Source data |
◇ ◇ ◇ ◇ ◇ ◇ ◇

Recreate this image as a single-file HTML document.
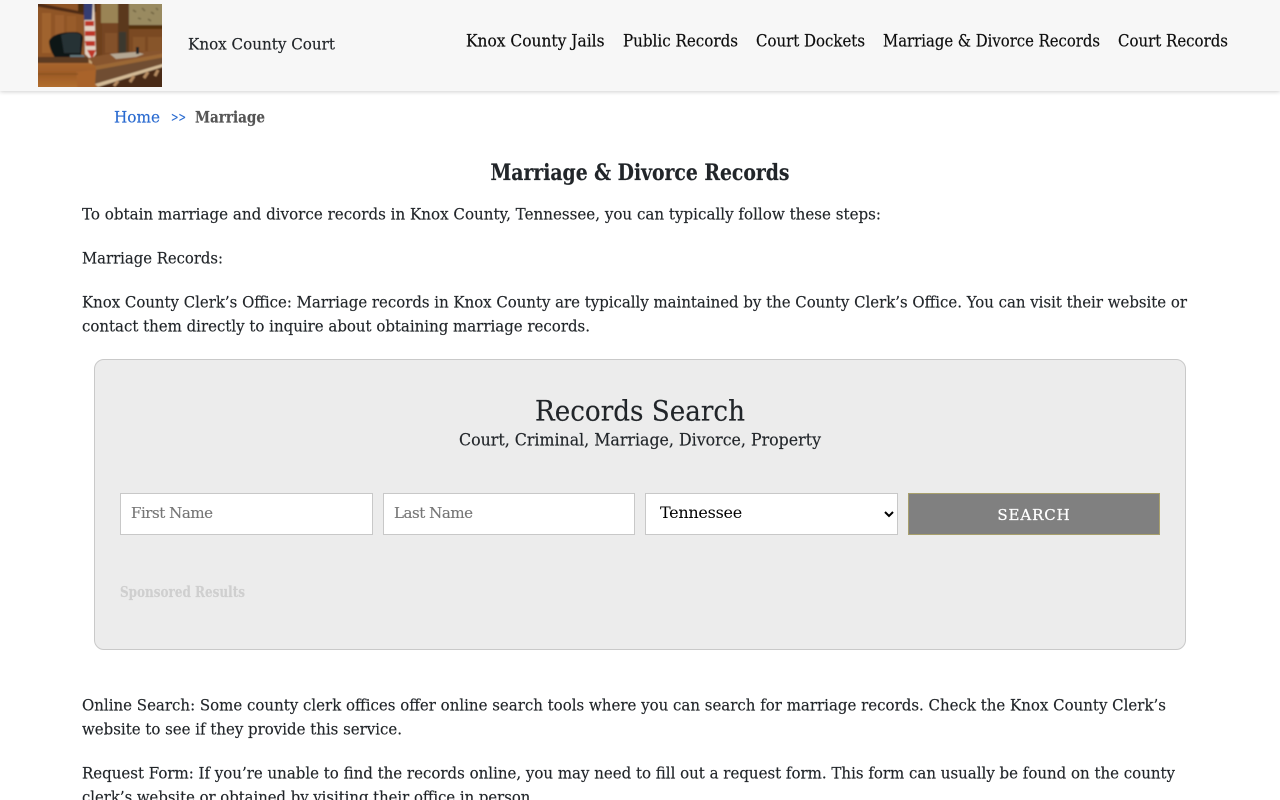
<!DOCTYPE html>
<html lang="en">
<head>
<meta charset="utf-8">
<title>Marriage &amp; Divorce Records - Knox County Court</title>
<style>
html,body{margin:0;padding:0;background:#fff;}
body{width:1280px;height:800px;overflow:hidden;position:relative;font-family:"DejaVu Serif","Liberation Serif",serif;}
header{position:absolute;left:0;top:0;width:1280px;height:91px;background:#f7f7f7;box-shadow:0 1px 4px rgba(0,0,0,.18);}
.box{position:absolute;left:94px;top:359px;width:1090px;height:289px;background:#ececec;border:1px solid #c9c9c9;border-radius:10px;}
input,select{position:absolute;top:493px;height:42px;box-sizing:border-box;background:#fff;border:1px solid #c8c8c8;font-family:"DejaVu Serif","Liberation Serif",serif;font-size:15px;border-radius:0;outline:none;margin:0;}
input{padding:0 10px 2px;letter-spacing:-.45px;-webkit-text-stroke:.12px currentColor;}
input::placeholder{color:#757575;opacity:1;}
#fn{left:120px;width:253px;}
#ln{left:383px;width:252px;}
#st{left:645px;width:253px;padding:0 0 4px 10px;color:#000;font-size:16px;letter-spacing:-.27px;}
button{position:absolute;left:908px;top:493px;width:252px;height:42px;box-sizing:border-box;background:#808080;border:1px solid #a8a06c;color:#fff;font-family:"DejaVu Serif","Liberation Serif",serif;font-size:15px;letter-spacing:.9px;padding:1px 0 0;margin:0;-webkit-text-stroke:.25px #fff;}
svg.t{position:absolute;left:0;top:0;pointer-events:none;}
svg.t text{font-family:"DejaVu Serif","Liberation Serif",serif;font-size:16px;fill:currentColor;stroke:currentColor;stroke-width:.16px;color:#212529;}
svg.t text.n{color:#0d0d0d;font-size:16.500px;stroke-width:.2px;}
</style>
</head>
<body>
<header></header>

<svg style="position:absolute;left:38px;top:4px" width="124" height="83" viewBox="0 0 124 83">
  <defs>
    <filter id="b" x="-5%" y="-5%" width="110%" height="110%"><feGaussianBlur stdDeviation=".9"/></filter>
    <linearGradient id="d" x1="0" y1="0" x2="0" y2="1"><stop offset="0" stop-color="#a8662e"/><stop offset=".4" stop-color="#9d5a26"/><stop offset="1" stop-color="#b87430"/></linearGradient>
    <clipPath id="c"><rect width="124" height="83"/></clipPath>
  </defs>
  <g clip-path="url(#c)"><g filter="url(#b)">
    <rect x="-4" y="-4" width="132" height="91" fill="#85502a"/>
    <rect x="-4" y="-4" width="50" height="58" fill="#8f5527"/>
    <rect x="4" y="9" width="9" height="40" fill="#a0632e"/>
    <rect x="17" y="11" width="9" height="38" fill="#9c5f2e"/>
    <rect x="29" y="12" width="9" height="20" fill="#985b2b"/>
    <path d="M-4 -2L46 8V11L-4 2Z" fill="#4e2c14"/>
    <rect x="40" y="-4" width="24" height="12" fill="#46290f"/>
    <rect x="58" y="-4" width="6" height="60" fill="#6e401d"/>
    <rect x="63" y="-4" width="18" height="23" fill="#9a8454"/>
    <rect x="80" y="-4" width="11" height="56" fill="#5a371a"/>
    <rect x="91" y="-4" width="37" height="25" fill="#998a60"/>
    <path d="M95 6l3 2M104 4l3 3M113 8l3 2M100 14l3 1M110 15l3 2M118 4l2 2" stroke="#6e6240" stroke-width="1.400"/>
    <rect x="91" y="21" width="37" height="4" fill="#54300f"/>
    <rect x="91" y="25" width="37" height="30" fill="#7a4824"/>
    <rect x="95" y="33" width="12" height="14" fill="#87542c"/>
    <rect x="110" y="33" width="14" height="14" fill="#87542c"/>
    <rect x="64" y="19" width="16" height="33" fill="#754423"/>
    <rect x="67" y="29" width="12" height="20" fill="#83512c"/>
    <rect x="81" y="28" width="7" height="23" fill="#3a372e"/>
    <path d="M46 -4H56L58 50L53 56L47 50Z" fill="#e2d2c2"/>
    <path d="M46 -4H55L54 16H46Z" fill="#343c72"/>
    <path d="M47 17H56V22H47ZM47 27H57V32H47ZM47 37H57V42H48ZM49 46H58L54 55Z" fill="#bf3427"/>
    <rect x="51" y="54" width="3" height="8" fill="#c9a878"/>
    <path d="M11 37C14 30 26 28 36 28C42 28 45 30 45 34L43 54L40 59H21C15 52 11 44 11 37Z" fill="#0f1415"/>
    <path d="M23 31C30 28 40 28 43 31L42 49H26Z" fill="#253236"/>
    <path d="M32 51H46L48 58H32Z" fill="#62767c"/>
    <rect x="-4" y="53" width="54" height="6" fill="#5c3a20"/>
    <path d="M50 54L70 50L128 46V54L58 62Z" fill="#87542e"/>
    <path d="M72 50L98 48L106 50L98 53L78 55Z" fill="#b5a894"/>
    <rect x="98" y="43" width="3" height="7" fill="#1c2228"/>
    <path d="M-4 59H52L58 62C60 70 59 87 57 87H-4Z" fill="url(#d)"/>
    <path d="M38 68C46 67 54 66 58 66L58 87H40Z" fill="#a9642a"/>
    <path d="M-4 69H40V71H-4Z" fill="#8a5124" opacity=".7"/>
    <path d="M57 62L128 49V53L58 66Z" fill="#9b6836"/>
    <path d="M58 66L128 53V60L57 80Z" fill="#6f4e33"/>
    <path d="M57 80L128 59V62L60 83Z" fill="#d4bb96"/>
    <path d="M60 83L128 62V87H60Z" fill="#4a2a14"/>
    <path d="M76 82L80 77M92 78L96 72M106 74L110 68M117 72L120 66" stroke="#b58a60" stroke-width="3"/>
  </g></g>
</svg>

<div class="box"></div>
<input id="fn" type="text" placeholder="First Name">
<input id="ln" type="text" placeholder="Last Name">
<select id="st"><option>Tennessee</option></select>
<button type="button">SEARCH</button>

<svg class="t" width="1280" height="800" viewBox="0 0 1280 800">
  <text x="188" y="49.500" textLength="147" lengthAdjust="spacingAndGlyphs">Knox County Court</text>

  <text class="n" x="466" y="46.500" textLength="138.500" lengthAdjust="spacingAndGlyphs">Knox County Jails</text>
  <text class="n" x="623" y="46.500" textLength="115" lengthAdjust="spacingAndGlyphs">Public Records</text>
  <text class="n" x="756" y="46.500" textLength="109" lengthAdjust="spacingAndGlyphs">Court Dockets</text>
  <text class="n" x="883" y="46.500" textLength="217" lengthAdjust="spacingAndGlyphs">Marriage &amp; Divorce Records</text>
  <text class="n" x="1118" y="46.500" textLength="110" lengthAdjust="spacingAndGlyphs">Court Records</text>

  <text x="114" y="122.500" textLength="46" lengthAdjust="spacingAndGlyphs" style="color:#2a6bd0">Home</text>
  <text x="171" y="121.500" textLength="15" lengthAdjust="spacingAndGlyphs" style="color:#2a6bd0;font-size:13px">&gt;&gt;</text>
  <text x="195" y="122.500" textLength="70" lengthAdjust="spacingAndGlyphs" style="color:#555;font-weight:700">Marriage</text>

  <text x="490.500" y="180" textLength="299" lengthAdjust="spacingAndGlyphs" style="font-size:22px;font-weight:700">Marriage &amp; Divorce Records</text>

  <text x="82" y="219.500" textLength="799" lengthAdjust="spacingAndGlyphs">To obtain marriage and divorce records in Knox County, Tennessee, you can typically follow these steps:</text>
  <text x="82" y="263.500" textLength="141" lengthAdjust="spacingAndGlyphs">Marriage Records:</text>
  <text x="82" y="307.500" textLength="1105" lengthAdjust="spacingAndGlyphs">Knox County Clerk’s Office: Marriage records in Knox County are typically maintained by the County Clerk’s Office. You can visit their website or</text>
  <text x="82" y="331.500" textLength="508" lengthAdjust="spacingAndGlyphs">contact them directly to inquire about obtaining marriage records.</text>

  <text x="535" y="420.500" textLength="210" lengthAdjust="spacingAndGlyphs" style="font-size:28px">Records Search</text>
  <text x="459" y="445.500" textLength="362" lengthAdjust="spacingAndGlyphs" style="font-size:16.500px">Court, Criminal, Marriage, Divorce, Property</text>

  <text x="120" y="597" textLength="125" lengthAdjust="spacingAndGlyphs" style="color:#cfcfcf;font-size:14.500px;font-weight:700">Sponsored Results</text>

  <text x="82" y="710.500" textLength="1084" lengthAdjust="spacingAndGlyphs">Online Search: Some county clerk offices offer online search tools where you can search for marriage records. Check the Knox County Clerk’s</text>
  <text x="82" y="734.500" textLength="320" lengthAdjust="spacingAndGlyphs">website to see if they provide this service.</text>
  <text x="82" y="778.500" textLength="1093" lengthAdjust="spacingAndGlyphs">Request Form: If you’re unable to find the records online, you may need to fill out a request form. This form can usually be found on the county</text>
  <text x="82" y="802.500" textLength="453" lengthAdjust="spacingAndGlyphs">clerk’s website or obtained by visiting their office in person.</text>
</svg>
</body>
</html>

◇ ◇ ◇ ◇ ◇ ◇ ◇

What is required |
Reproduce only the lines from the beginning of the data through the line that contains "<header></header>", both included, and please drop the pictures.

Written reply |
Recreate this image as a single-file HTML document.
<!DOCTYPE html>
<html lang="en">
<head>
<meta charset="utf-8">
<title>Marriage &amp; Divorce Records - Knox County Court</title>
<style>
html,body{margin:0;padding:0;background:#fff;}
body{width:1280px;height:800px;overflow:hidden;position:relative;font-family:"DejaVu Serif","Liberation Serif",serif;}
header{position:absolute;left:0;top:0;width:1280px;height:91px;background:#f7f7f7;box-shadow:0 1px 4px rgba(0,0,0,.18);}
.box{position:absolute;left:94px;top:359px;width:1090px;height:289px;background:#ececec;border:1px solid #c9c9c9;border-radius:10px;}
input,select{position:absolute;top:493px;height:42px;box-sizing:border-box;background:#fff;border:1px solid #c8c8c8;font-family:"DejaVu Serif","Liberation Serif",serif;font-size:15px;border-radius:0;outline:none;margin:0;}
input{padding:0 10px 2px;letter-spacing:-.45px;-webkit-text-stroke:.12px currentColor;}
input::placeholder{color:#757575;opacity:1;}
#fn{left:120px;width:253px;}
#ln{left:383px;width:252px;}
#st{left:645px;width:253px;padding:0 0 4px 10px;color:#000;font-size:16px;letter-spacing:-.27px;}
button{position:absolute;left:908px;top:493px;width:252px;height:42px;box-sizing:border-box;background:#808080;border:1px solid #a8a06c;color:#fff;font-family:"DejaVu Serif","Liberation Serif",serif;font-size:15px;letter-spacing:.9px;padding:1px 0 0;margin:0;-webkit-text-stroke:.25px #fff;}
svg.t{position:absolute;left:0;top:0;pointer-events:none;}
svg.t text{font-family:"DejaVu Serif","Liberation Serif",serif;font-size:16px;fill:currentColor;stroke:currentColor;stroke-width:.16px;color:#212529;}
svg.t text.n{color:#0d0d0d;font-size:16.500px;stroke-width:.2px;}
</style>
</head>
<body>
<header></header>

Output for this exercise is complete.